Certes, une belle phrase sortie au détour d’une visite dans le centre délabré de l’excellence athlétique nationale (vieil héritage du gaullisme sportif qui rêvait d’élever la France au rang de grande puissance des anneaux) ne résume pas une politique sportive... ni fiscale. Il n’empêche qu'à force de pointer bons et mauvais footballeurs pros en fonction de leur niveau de salaire (négociés en nets, le plus souvent), ne passerait-on pas à coté du vrai rôle de l’État dans le cadre d’un capitalisme régulé, c’est-à-dire organiser la solidarité et garantir la fonction sociale du football ? Pour le reste, que chacun s’amuse à dilapider son argent ; du moment qu’il se soumet à la règle commune de l’impôt.
Une bien-pensance de gauche ?
Il y avait pourtant de quoi s’exprimer à ce propos. Les JO vont se tenir dans une perfide Albion qui ouvre largement ses bras aux exilés fiscaux, dont nombre de nos pros tricolores ! Avec un peu de finesse, les esprits si facilement indignés par l’arrivée des stars au PSG devraient se réjouir de l’inestimable contribution que les salaires mirobolants de Zlatan Ibrahimović et Thiago Silva ne vont pas manquer d’apporter au budget de l’État, bien davantage en tout cas que celles de beaucoup d’actuels internationaux évoluant en Premier League ou en Bundesliga (au hasard). De quoi réviser également le jugement de certains sur le coût de l’immigration… Madame Roselyne Bachelot aurait peut-être dû y penser avant de s’emporter sur iTélé avec, pour le coup, une logorrhée qui basculerait presque dans le « Travailleurs, travailleuses, on vous ment » : « Ça suscite chez moi de l'indignation et presque du dégoût de voir ces salaires absolument incroyables, alors que dans nos petits clubs de football, on se bat comme des chiens pour arriver à faire vivre ces clubs. »

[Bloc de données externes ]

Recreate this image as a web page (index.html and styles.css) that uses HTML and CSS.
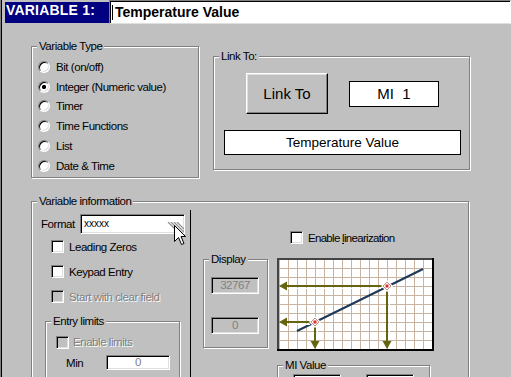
FILE: index.html
```html
<!DOCTYPE html>
<html lang="en">
<head>
    <meta charset="UTF-8">
    <meta name="viewport" content="width=device-width, initial-scale=1.0">
    <title>Variable 1</title>
    <link rel="stylesheet" href="styles.css">
</head>
<body>
<div class="window">
    <!-- Заголовок переменной -->
    <div class="title-bar">
        <div class="title-label">VARIABLE 1:</div>
        <div class="title-input"><span class="caret"></span>Temperature Value</div>
    </div>

    <div class="content">
        <div class="top-row">
            <!-- Тип переменной -->
            <div class="group type-group">
                <div class="group-title">Variable Type</div>
                <div class="radio-list">
                    <div class="radio-row"><span class="radio"></span>Bit (on/off)</div>
                    <div class="radio-row"><span class="radio checked"></span>Integer (Numeric value)</div>
                    <div class="radio-row"><span class="radio"></span>Timer</div>
                    <div class="radio-row"><span class="radio"></span>Time Functions</div>
                    <div class="radio-row"><span class="radio"></span>List</div>
                    <div class="radio-row"><span class="radio"></span>Date &amp; Time</div>
                </div>
            </div>

            <!-- Привязка -->
            <div class="group link-group">
                <div class="group-title">Link To:</div>
                <div class="link-row">
                    <div class="button">Link To</div>
                    <div class="box mi-box">MI  1</div>
                </div>
                <div class="box name-box">Temperature Value</div>
            </div>
        </div>

        <!-- Информация о переменной -->
        <div class="group info-group">
            <div class="group-title">Variable information</div>
            <div class="info-body">
                <div class="info-left">
                    <div class="format-row">
                        <span class="format-label">Format</span>
                        <div class="edit format-edit">xxxxx
                            <svg class="grip" width="17" height="12" viewBox="0 0 17 12">
                                <path d="M1 0L12 11M4 0L15 11M7 0L17 10M10 0L17 7" stroke="#8c8c8c" stroke-width="1.2" fill="none"/>
                            </svg>
                            <svg class="cursor" width="13" height="21" viewBox="0 0 13 21">
                                <path d="M0.5 0.5V16.5L4.5 12.5L7.5 19.5L10 18.5L7 11.5H11.5Z" fill="#fff" stroke="#000" stroke-linejoin="miter"/>
                            </svg>
                        </div>
                    </div>
                    <div class="check-row"><span class="check"></span>Leading Zeros</div>
                    <div class="check-row"><span class="check"></span>Keypad Entry</div>
                    <div class="check-row disabled"><span class="check"></span>Start with clear field</div>

                    <div class="group limits-group">
                        <div class="group-title">Entry limits</div>
                        <div class="check-row disabled"><span class="check"></span>Enable limits</div>
                        <div class="min-row">
                            <span class="min-label">Min</span>
                            <div class="edit min-edit">0</div>
                        </div>
                    </div>
                </div>

                <div class="divider"></div>

                <div class="info-right">
                    <div class="lin-row"><span class="check"></span><span>Enable <u>l</u>inearization</span></div>
                    <div class="chart-row">
                        <div class="group display-group">
                            <div class="group-title">Display</div>
                            <div class="edit display-edit">32767</div>
                            <div class="edit display-edit second">0</div>
                        </div>
                        <div class="chart-col">
                            <svg class="chart" width="157" height="93" viewBox="0 0 157 93">
                                <defs>
                                    <pattern id="grid" width="9" height="9" x="2" y="1" patternUnits="userSpaceOnUse">
                                        <path d="M0.5 0V9M0 0.5H9" stroke="#c8b4a2" fill="none"/>
                                    </pattern>
                                </defs>
                                <rect width="157" height="93" fill="#fff"/>
                                <rect width="157" height="93" fill="url(#grid)"/>
                                <path d="M20 73L146 11" stroke="#1f3a58" stroke-width="2.2"/>
                                <!-- стрелки -->
                                <g stroke="#66640e" stroke-width="2" fill="none">
                                    <path d="M8 28H110M8 64H38M38 64V84M110 28V84"/>
                                </g>
                                <g stroke="#fff" stroke-width="1" fill="none">
                                    <path d="M10 30.5H104M10 66.5H33M40.5 69V82M112.5 33V82"/>
                                </g>
                                <g fill="#66640e">
                                    <polygon points="2,28 10,23.5 10,32.5"/>
                                    <polygon points="2,64 10,59.5 10,68.5"/>
                                    <polygon points="38,91 33.5,83 42.5,83"/>
                                    <polygon points="110,91 105.5,83 114.5,83"/>
                                </g>
                                <!-- точки -->
                                <g transform="translate(38 64)">
                                    <path d="M0 -6L6 0L0 6L-6 0Z" fill="#fff"/>
                                    <path d="M0 -4L4 0L0 4L-4 0Z" fill="none" stroke="#c49080"/>
                                    <rect x="-1.5" y="-1.5" width="3" height="3" fill="#e02828"/>
                                </g>
                                <g transform="translate(110 28)">
                                    <path d="M0 -6L6 0L0 6L-6 0Z" fill="#fff"/>
                                    <path d="M0 -4L4 0L0 4L-4 0Z" fill="none" stroke="#c49080"/>
                                    <rect x="-1.5" y="-1.5" width="3" height="3" fill="#e02828"/>
                                </g>
                                <rect x="0" y="0" width="157" height="2" fill="#444"/>
                                <rect x="0" y="0" width="2" height="93" fill="#444"/>
                                <rect x="155" y="0" width="2" height="93" fill="#000"/>
                                <rect x="0" y="91" width="157" height="2" fill="#000"/>
                            </svg>

                            <div class="group mi-group">
                                <div class="group-title">MI Value</div>
                                <div class="mi-edits">
                                    <div class="edit mi-edit"></div>
                                    <div class="edit mi-edit"></div>
                                </div>
                            </div>
                        </div>
                    </div>
                </div>
            </div>
        </div>
    </div>
</div>
</body>
</html>
```

FILE: styles.css
```css
/* Общие настройки */
body {
    margin: 0;
    background: #c0c0c0;
    font-family: "Liberation Sans", Arial, sans-serif;
    font-size: 11.5px;
    letter-spacing: -0.45px;
    color: #000;
}

.window {
    height: 377px;
    overflow: hidden;
    border-left: 1px solid #808080;
    box-shadow: inset 1px 0 #000;
}

/* Заголовок */
.title-bar {
    display: flex;
    height: 24px;
}

.title-label {
    box-sizing: border-box;
    width: 104px;
    height: 21px;
    margin: 2px 0 0 4px;
    padding-left: 1px;
    background: #000080;
    color: #fff;
    font-size: 14px;
    font-weight: bold;
    line-height: 16px;
    letter-spacing: 0.2px;
}

.title-input {
    flex: 1;
    box-sizing: border-box;
    height: 24px;
    padding: 3px 0 0 2px;
    border: 1px solid;
    border-color: #808080 #fff #dfdfdf #808080;
    box-shadow: inset 1px 1px #000;
    background: #fff;
    font-size: 14px;
    font-weight: bold;
    line-height: 16px;
    letter-spacing: 0;
}

.caret {
    display: inline-block;
    width: 1px;
    height: 15px;
    margin-right: 2px;
    vertical-align: -3px;
    background: #000;
}

/* Основная область */
.content {
    padding: 22px 0 0 30px;
}

.top-row {
    display: flex;
    align-items: flex-start;
}

/* Рамки групп */
.group {
    box-sizing: border-box;
    border: 1px solid #808080;
    box-shadow: inset 1px 1px #fff, 1px 1px #fff;
}

.group-title {
    width: fit-content;
    margin: -7px 0 0 5px;
    padding: 0 2px;
    line-height: 13px;
    background: #c0c0c0;
}

/* Тип переменной */
.type-group {
    width: 168px;
    height: 132px;
}

.radio-list {
    margin-top: 4px;
    padding-left: 6px;
}

.radio-row {
    display: flex;
    align-items: center;
    gap: 6px;
    height: 19.75px;
}

.radio {
    flex: none;
    box-sizing: border-box;
    width: 12px;
    height: 12px;
    border: 1px solid;
    border-color: #808080 #fff #fff #808080;
    border-radius: 50%;
    box-shadow: inset 1px 1px #000, inset -1px -1px #dfdfdf;
    background: #fff;
}

.radio.checked {
    background: radial-gradient(circle, #000 1.8px, #fff 2.4px);
}

/* Привязка */
.link-group {
    width: 257px;
    height: 114px;
    margin: 10px 0 0 14px;
}

.link-row {
    display: flex;
    align-items: center;
    gap: 21px;
    margin: 10px 0 0 32px;
}

.button {
    box-sizing: border-box;
    width: 82px;
    height: 41px;
    display: flex;
    align-items: center;
    justify-content: center;
    border: 1px solid;
    border-color: #fff #000 #000 #fff;
    box-shadow: inset -1px -1px #808080, inset 1px 1px #dfdfdf;
    font-size: 15px;
    letter-spacing: 0;
}

.box {
    box-sizing: border-box;
    display: flex;
    align-items: center;
    justify-content: center;
    border: 1px solid #000;
    background: #fff;
    letter-spacing: 0;
}

.mi-box {
    width: 90px;
    height: 26px;
    font-size: 15px;
    white-space: pre;
}

.name-box {
    width: 237px;
    height: 25px;
    margin: 16px 0 0 10px;
    font-size: 13.5px;
}

/* Информация о переменной */
.info-group {
    width: 438px;
    height: 200px;
    margin-top: 23px;
}

.info-body {
    display: flex;
    align-items: stretch;
    height: 200px;
}

.info-left {
    width: 158px;
    padding-left: 9px;
    box-sizing: border-box;
}

.format-row {
    display: flex;
    align-items: center;
    height: 20px;
    margin-top: 6px;
}

.format-label {
    width: 39px;
}

.edit {
    box-sizing: border-box;
    border: 1px solid;
    border-color: #808080 #fff #fff #808080;
    box-shadow: inset 1px 1px #000, inset -1px -1px #dfdfdf;
    background: #fff;
}

.format-edit {
    position: relative;
    width: 105px;
    height: 20px;
    padding-left: 3px;
    font-size: 10px;
    line-height: 17px;
    letter-spacing: 0;
}

.grip {
    position: absolute;
    left: 86px;
    top: 7px;
}

.cursor {
    position: absolute;
    left: 93px;
    top: 10px;
}

.check-row {
    display: flex;
    align-items: center;
    gap: 5px;
    height: 25px;
    padding-left: 10px;
}

.check {
    flex: none;
    box-sizing: border-box;
    width: 13px;
    height: 13px;
    border: 1px solid;
    border-color: #808080 #fff #fff #808080;
    box-shadow: inset 1px 1px #000, inset -1px -1px #dfdfdf;
    background: #fff;
}

.disabled {
    color: #808080;
    text-shadow: 1px 1px #fff;
}

.disabled .check {
    background: #c0c0c0;
}

/* Пределы ввода */
.limits-group {
    width: 135px;
    height: 80px;
    margin: 12px 0 0 4px;
}

.limits-group .check-row {
    height: 20px;
    margin-top: 4px;
    gap: 4px;
}

.min-row {
    display: flex;
    align-items: center;
    height: 15px;
    margin-top: 3px;
}

.min-label {
    width: 40px;
    margin-left: 20px;
}

.min-edit {
    width: 64px;
    height: 15px;
    line-height: 13px;
    text-align: center;
    color: #808080;
}

.divider {
    width: 1px;
    margin-top: 2px;
    background: #000;
}

/* Правая часть: линеаризация */
.lin-row {
    display: flex;
    align-items: center;
    gap: 5px;
    height: 13px;
    margin-top: 23px;
    padding-left: 99px;
    letter-spacing: -0.7px;
}

.chart-row {
    display: flex;
    align-items: flex-start;
    margin-top: 14px;
    padding-left: 12px;
}

.display-group {
    width: 65px;
    height: 89px;
    margin-top: 1px;
}

.display-edit {
    width: 48px;
    height: 17px;
    margin: 11px 0 0 7px;
    line-height: 15px;
    text-align: center;
    background: #c0c0c0;
    color: #808080;
}

.display-edit.second {
    margin-top: 23px;
}

.chart-col {
    margin-left: 9px;
}

.chart {
    display: block;
}

.mi-group {
    width: 153px;
    height: 40px;
    margin-top: 14px;
}

.mi-edits {
    display: flex;
    gap: 25px;
    margin: 2px 0 0 15px;
}

.mi-edit {
    width: 48px;
    height: 17px;
}
```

Car l’ancienne ministre en charge, directement ou indirectement, du sport, serait bien inspirée de se pencher sur les réformes du gouvernement dans lequel elle a longtemps siégé et de l’ancienne majorité à laquelle elle appartient toujours, en principe, et qui n’ont pas franchement aidé ces fameux petits clubs à traverser la crise économique (on pense aux réformes territoriales, par exemple). Ce qui ne se révéla notamment pas sans conséquence - même si cela n’en constitue certainement pas la cause principale - sur la chute spectaculaire des effectifs de la FFF sous l’ère Sarkozy. Et quant à l’actuelle réalité du PSG, l’ex-ministre pourra sûrement y consacrer un chapitre de son prochain livre sur le bilan des années Sarko. Pour le titre, on lui conseillerait quelque chose comme Du Qatar à Maurras.